Summer in Tofino is a strange place to be. The local industry is heavily dependant on tourism, infusing surf schools and local businesses with dollars, which people are thankful for. Yet, the warm summer days and easier paddles out draw the same beginners out to sit side by side with people who live and die by the shortboard. I was out in the back lineup two weekends ago, waiting for the next set to come in. There was another guy in the lineup, a face I have seen over the years, but didn’t know by name. We’ll call him Steve, and the next wave was his.
As Steve and I sat there, chatting about day jobs, girls, and travel, four younger guys made their way out. These fellows were barely able to stay on their boards, laughing, giggling, and generally having the time of their lives. Who could blame them? They were out here for the same reasons we were: waves, splendid waves. The sun was shining, beautiful women were about, seafood was in plenty, and the waves were decent, by summer break standards.
One young fellow was the appointed cameraman, snapping shots of his friends as they all sat there bobbing around, falling, laughing, and waiting. Now our young cameraman friend was not exactly paying attention to what was going on around him, focused instead on how his friends would turn out in the shot, and himself trying not to slide off of his board.

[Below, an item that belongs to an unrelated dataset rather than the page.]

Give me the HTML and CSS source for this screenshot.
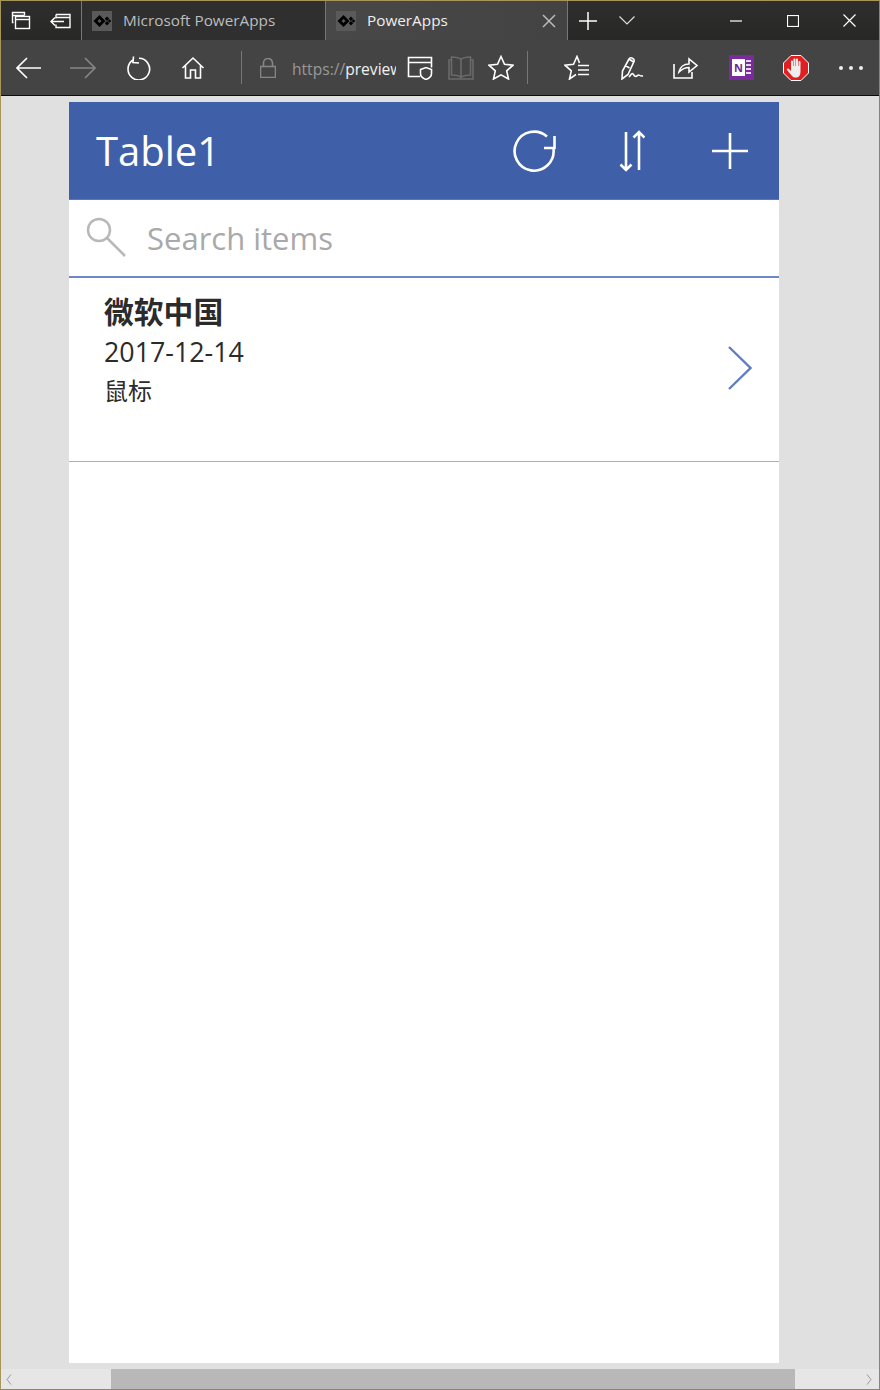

As a decent swell started to take shape, my compadre from years past, Steve, swerved into position and started paddling. At the same moment, our cameraman, who was about 10 feet further in, looked up just in time to see that he was going to be shot sideways, totally unprepared. His mouth dropped, and he clutched his camera tightly. (I was watching all this happen from just outside the point, safe and sound).
As he decided to ditch his board and swim into the wave, his board flung out towards shore. Now, that’s bad enough from etiquette standards, but to top if off (and I’ve never actually seen this happen in real life) his leash broke, allowing the board to head off, alone and dangerously uncontrolled. As his board launched out with the velocity of a small jet airplane, it flew directly across Steve’s path, which caused him to jump backwards off his board, and drop off the wave he had just caught.
Now this is where things can go sideways. Some would even say: Teach Jeff a lesson! What right does he have to be out here? He doesn’t even know the surf etiquette, and he’s dangerous to others!
Yes. He is dangerous. Yes, he isn’t aware. Yes, he should be taught lesson. But what kind of lesson?
So Steve grabbed his board, and paddled towards our cameraman, who was sitting there, yelling and laughing to his friends that his board has gone. As Steve got close, our man with a lost board turned and made eye contact with him. Steve stopped, looked him in the eye and said: “Hey, you need to be careful and pay attention.” Our lone hero nodded, and that was it. As Steve paddled back towards me, he just smiled and kept his eye on the ocean.
Not exactly Aloha spirit, but compared to anger, aggression, and lack of patience, not too bad at all. In the world today where “surf rage” is so prevalent that, in some cities, there are actually police units patrolling the beach to make sure violent outbreaks don’t happen, Steve’s calm response and gentle lesson to our aspiring surfer is a beacon of compassion. An example of compassion I have taken home and thought of frequently when my impatience towards others starts to rear its head.
Thanks Steve and cameraman for allowing me to observe this and learn from it.